Start Collected material
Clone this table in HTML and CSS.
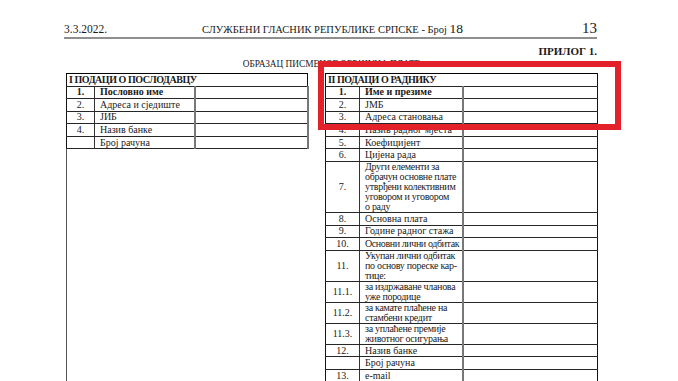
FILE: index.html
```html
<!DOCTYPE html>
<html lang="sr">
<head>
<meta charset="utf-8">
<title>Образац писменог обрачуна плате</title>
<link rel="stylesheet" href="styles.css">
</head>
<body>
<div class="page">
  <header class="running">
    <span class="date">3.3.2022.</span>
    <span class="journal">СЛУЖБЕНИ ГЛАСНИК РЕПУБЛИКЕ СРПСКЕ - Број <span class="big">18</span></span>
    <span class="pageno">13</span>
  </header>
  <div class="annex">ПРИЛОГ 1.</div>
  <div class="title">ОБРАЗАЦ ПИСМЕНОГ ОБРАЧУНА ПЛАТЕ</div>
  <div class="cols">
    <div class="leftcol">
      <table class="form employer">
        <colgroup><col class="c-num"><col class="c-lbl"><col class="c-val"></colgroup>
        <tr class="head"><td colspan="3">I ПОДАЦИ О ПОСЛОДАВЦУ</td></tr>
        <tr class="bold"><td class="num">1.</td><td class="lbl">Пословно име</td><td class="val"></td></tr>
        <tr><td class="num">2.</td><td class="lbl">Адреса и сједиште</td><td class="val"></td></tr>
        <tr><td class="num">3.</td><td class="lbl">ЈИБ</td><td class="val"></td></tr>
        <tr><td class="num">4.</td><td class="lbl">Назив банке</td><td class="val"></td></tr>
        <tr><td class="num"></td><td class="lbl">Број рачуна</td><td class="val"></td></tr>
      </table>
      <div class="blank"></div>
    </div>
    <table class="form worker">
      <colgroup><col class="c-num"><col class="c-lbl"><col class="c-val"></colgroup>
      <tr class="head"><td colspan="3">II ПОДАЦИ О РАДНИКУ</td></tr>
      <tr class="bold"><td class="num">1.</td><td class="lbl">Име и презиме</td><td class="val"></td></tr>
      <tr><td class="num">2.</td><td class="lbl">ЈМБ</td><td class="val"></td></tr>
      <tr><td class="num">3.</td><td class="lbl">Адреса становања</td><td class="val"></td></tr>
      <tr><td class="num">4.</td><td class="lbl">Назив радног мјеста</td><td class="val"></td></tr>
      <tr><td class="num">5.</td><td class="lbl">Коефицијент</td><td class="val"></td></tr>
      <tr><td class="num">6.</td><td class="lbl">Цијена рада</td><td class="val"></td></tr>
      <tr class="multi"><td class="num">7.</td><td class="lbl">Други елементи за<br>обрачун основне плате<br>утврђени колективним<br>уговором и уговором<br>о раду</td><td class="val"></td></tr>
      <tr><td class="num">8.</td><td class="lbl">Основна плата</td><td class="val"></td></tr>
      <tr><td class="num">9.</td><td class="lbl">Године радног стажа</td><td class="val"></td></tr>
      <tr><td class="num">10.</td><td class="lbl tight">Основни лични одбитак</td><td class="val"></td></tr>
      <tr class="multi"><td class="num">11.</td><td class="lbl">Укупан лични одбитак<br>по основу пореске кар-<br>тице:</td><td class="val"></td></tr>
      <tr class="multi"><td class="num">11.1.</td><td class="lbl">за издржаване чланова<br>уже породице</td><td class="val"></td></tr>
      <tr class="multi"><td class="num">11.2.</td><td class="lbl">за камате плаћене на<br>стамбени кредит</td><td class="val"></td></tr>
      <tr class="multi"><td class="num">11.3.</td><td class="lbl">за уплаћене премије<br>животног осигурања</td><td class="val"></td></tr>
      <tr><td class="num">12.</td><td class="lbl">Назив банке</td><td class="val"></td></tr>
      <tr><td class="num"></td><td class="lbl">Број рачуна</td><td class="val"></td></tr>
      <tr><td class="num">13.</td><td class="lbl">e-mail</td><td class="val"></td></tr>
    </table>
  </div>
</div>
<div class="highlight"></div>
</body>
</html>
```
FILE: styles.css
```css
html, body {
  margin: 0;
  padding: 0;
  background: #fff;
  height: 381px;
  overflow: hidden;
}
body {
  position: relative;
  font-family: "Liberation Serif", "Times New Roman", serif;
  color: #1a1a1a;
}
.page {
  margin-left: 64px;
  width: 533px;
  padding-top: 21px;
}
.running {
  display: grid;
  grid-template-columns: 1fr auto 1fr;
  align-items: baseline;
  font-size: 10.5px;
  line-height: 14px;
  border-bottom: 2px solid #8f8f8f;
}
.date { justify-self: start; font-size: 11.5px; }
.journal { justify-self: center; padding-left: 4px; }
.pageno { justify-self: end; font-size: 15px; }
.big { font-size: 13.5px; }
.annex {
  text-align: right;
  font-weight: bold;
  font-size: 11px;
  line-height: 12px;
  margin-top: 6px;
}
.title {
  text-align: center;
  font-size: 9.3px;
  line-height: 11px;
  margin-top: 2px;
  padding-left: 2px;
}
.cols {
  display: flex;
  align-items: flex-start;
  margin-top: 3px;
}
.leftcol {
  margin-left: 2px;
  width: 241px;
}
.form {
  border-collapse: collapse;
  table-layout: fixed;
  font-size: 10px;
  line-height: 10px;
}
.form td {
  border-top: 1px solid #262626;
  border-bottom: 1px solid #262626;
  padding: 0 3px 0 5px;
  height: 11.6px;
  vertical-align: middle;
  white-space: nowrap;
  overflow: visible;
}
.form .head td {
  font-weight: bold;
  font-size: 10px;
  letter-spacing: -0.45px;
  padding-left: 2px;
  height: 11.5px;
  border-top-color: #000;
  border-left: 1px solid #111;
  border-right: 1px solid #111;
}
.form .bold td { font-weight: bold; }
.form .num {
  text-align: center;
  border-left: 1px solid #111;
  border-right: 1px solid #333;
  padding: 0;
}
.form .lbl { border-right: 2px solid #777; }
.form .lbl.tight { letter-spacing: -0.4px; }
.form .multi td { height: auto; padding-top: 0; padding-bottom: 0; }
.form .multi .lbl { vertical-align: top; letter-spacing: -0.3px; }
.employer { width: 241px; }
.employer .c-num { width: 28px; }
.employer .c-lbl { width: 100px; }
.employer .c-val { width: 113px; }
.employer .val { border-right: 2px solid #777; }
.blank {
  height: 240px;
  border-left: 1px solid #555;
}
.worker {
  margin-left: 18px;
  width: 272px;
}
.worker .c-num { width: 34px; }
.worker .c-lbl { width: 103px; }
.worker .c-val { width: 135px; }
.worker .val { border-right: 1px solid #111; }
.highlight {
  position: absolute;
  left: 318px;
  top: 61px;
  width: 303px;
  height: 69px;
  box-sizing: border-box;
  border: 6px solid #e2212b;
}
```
End Collected material
Short problem →
Every line should be retyped exactly, with the pictures omitted.

Correct result →
Clone this table in HTML and CSS.
FILE: index.html
```html
<!DOCTYPE html>
<html lang="sr">
<head>
<meta charset="utf-8">
<title>Образац писменог обрачуна плате</title>
<link rel="stylesheet" href="styles.css">
</head>
<body>
<div class="page">
  <header class="running">
    <span class="date">3.3.2022.</span>
    <span class="journal">СЛУЖБЕНИ ГЛАСНИК РЕПУБЛИКЕ СРПСКЕ - Број <span class="big">18</span></span>
    <span class="pageno">13</span>
  </header>
  <div class="annex">ПРИЛОГ 1.</div>
  <div class="title">ОБРАЗАЦ ПИСМЕНОГ ОБРАЧУНА ПЛАТЕ</div>
  <div class="cols">
    <div class="leftcol">
      <table class="form employer">
        <colgroup><col class="c-num"><col class="c-lbl"><col class="c-val"></colgroup>
        <tr class="head"><td colspan="3">I ПОДАЦИ О ПОСЛОДАВЦУ</td></tr>
        <tr class="bold"><td class="num">1.</td><td class="lbl">Пословно име</td><td class="val"></td></tr>
        <tr><td class="num">2.</td><td class="lbl">Адреса и сједиште</td><td class="val"></td></tr>
        <tr><td class="num">3.</td><td class="lbl">ЈИБ</td><td class="val"></td></tr>
        <tr><td class="num">4.</td><td class="lbl">Назив банке</td><td class="val"></td></tr>
        <tr><td class="num"></td><td class="lbl">Број рачуна</td><td class="val"></td></tr>
      </table>
      <div class="blank"></div>
    </div>
    <table class="form worker">
      <colgroup><col class="c-num"><col class="c-lbl"><col class="c-val"></colgroup>
      <tr class="head"><td colspan="3">II ПОДАЦИ О РАДНИКУ</td></tr>
      <tr class="bold"><td class="num">1.</td><td class="lbl">Име и презиме</td><td class="val"></td></tr>
      <tr><td class="num">2.</td><td class="lbl">ЈМБ</td><td class="val"></td></tr>
      <tr><td class="num">3.</td><td class="lbl">Адреса становања</td><td class="val"></td></tr>
      <tr><td class="num">4.</td><td class="lbl">Назив радног мјеста</td><td class="val"></td></tr>
      <tr><td class="num">5.</td><td class="lbl">Коефицијент</td><td class="val"></td></tr>
      <tr><td class="num">6.</td><td class="lbl">Цијена рада</td><td class="val"></td></tr>
      <tr class="multi"><td class="num">7.</td><td class="lbl">Други елементи за<br>обрачун основне плате<br>утврђени колективним<br>уговором и уговором<br>о раду</td><td class="val"></td></tr>
      <tr><td class="num">8.</td><td class="lbl">Основна плата</td><td class="val"></td></tr>
      <tr><td class="num">9.</td><td class="lbl">Године радног стажа</td><td class="val"></td></tr>
      <tr><td class="num">10.</td><td class="lbl tight">Основни лични одбитак</td><td class="val"></td></tr>
      <tr class="multi"><td class="num">11.</td><td class="lbl">Укупан лични одбитак<br>по основу пореске кар-<br>тице:</td><td class="val"></td></tr>
      <tr class="multi"><td class="num">11.1.</td><td class="lbl">за издржаване чланова<br>уже породице</td><td class="val"></td></tr>
      <tr class="multi"><td class="num">11.2.</td><td class="lbl">за камате плаћене на<br>стамбени кредит</td><td class="val"></td></tr>
      <tr class="multi"><td class="num">11.3.</td><td class="lbl">за уплаћене премије<br>животног осигурања</td><td class="val"></td></tr>
      <tr><td class="num">12.</td><td class="lbl">Назив банке</td><td class="val"></td></tr>
      <tr><td class="num"></td><td class="lbl">Број рачуна</td><td class="val"></td></tr>
      <tr><td class="num">13.</td><td class="lbl">e-mail</td><td class="val"></td></tr>
    </table>
  </div>
</div>
<div class="highlight"></div>
</body>
</html>
```
FILE: styles.css
```css
html, body {
  margin: 0;
  padding: 0;
  background: #fff;
  height: 381px;
  overflow: hidden;
}
body {
  position: relative;
  font-family: "Liberation Serif", "Times New Roman", serif;
  color: #1a1a1a;
}
.page {
  margin-left: 64px;
  width: 533px;
  padding-top: 21px;
}
.running {
  display: grid;
  grid-template-columns: 1fr auto 1fr;
  align-items: baseline;
  font-size: 10.5px;
  line-height: 14px;
  border-bottom: 2px solid #8f8f8f;
}
.date { justify-self: start; font-size: 11.5px; }
.journal { justify-self: center; padding-left: 4px; }
.pageno { justify-self: end; font-size: 15px; }
.big { font-size: 13.5px; }
.annex {
  text-align: right;
  font-weight: bold;
  font-size: 11px;
  line-height: 12px;
  margin-top: 6px;
}
.title {
  text-align: center;
  font-size: 9.3px;
  line-height: 11px;
  margin-top: 2px;
  padding-left: 2px;
}
.cols {
  display: flex;
  align-items: flex-start;
  margin-top: 3px;
}
.leftcol {
  margin-left: 2px;
  width: 241px;
}
.form {
  border-collapse: collapse;
  table-layout: fixed;
  font-size: 10px;
  line-height: 10px;
}
.form td {
  border-top: 1px solid #262626;
  border-bottom: 1px solid #262626;
  padding: 0 3px 0 5px;
  height: 11.6px;
  vertical-align: middle;
  white-space: nowrap;
  overflow: visible;
}
.form .head td {
  font-weight: bold;
  font-size: 10px;
  letter-spacing: -0.45px;
  padding-left: 2px;
  height: 11.5px;
  border-top-color: #000;
  border-left: 1px solid #111;
  border-right: 1px solid #111;
}
.form .bold td { font-weight: bold; }
.form .num {
  text-align: center;
  border-left: 1px solid #111;
  border-right: 1px solid #333;
  padding: 0;
}
.form .lbl { border-right: 2px solid #777; }
.form .lbl.tight { letter-spacing: -0.4px; }
.form .multi td { height: auto; padding-top: 0; padding-bottom: 0; }
.form .multi .lbl { vertical-align: top; letter-spacing: -0.3px; }
.employer { width: 241px; }
.employer .c-num { width: 28px; }
.employer .c-lbl { width: 100px; }
.employer .c-val { width: 113px; }
.employer .val { border-right: 2px solid #777; }
.blank {
  height: 240px;
  border-left: 1px solid #555;
}
.worker {
  margin-left: 18px;
  width: 272px;
}
.worker .c-num { width: 34px; }
.worker .c-lbl { width: 103px; }
.worker .c-val { width: 135px; }
.worker .val { border-right: 1px solid #111; }
.highlight {
  position: absolute;
  left: 318px;
  top: 61px;
  width: 303px;
  height: 69px;
  box-sizing: border-box;
  border: 6px solid #e2212b;
}
```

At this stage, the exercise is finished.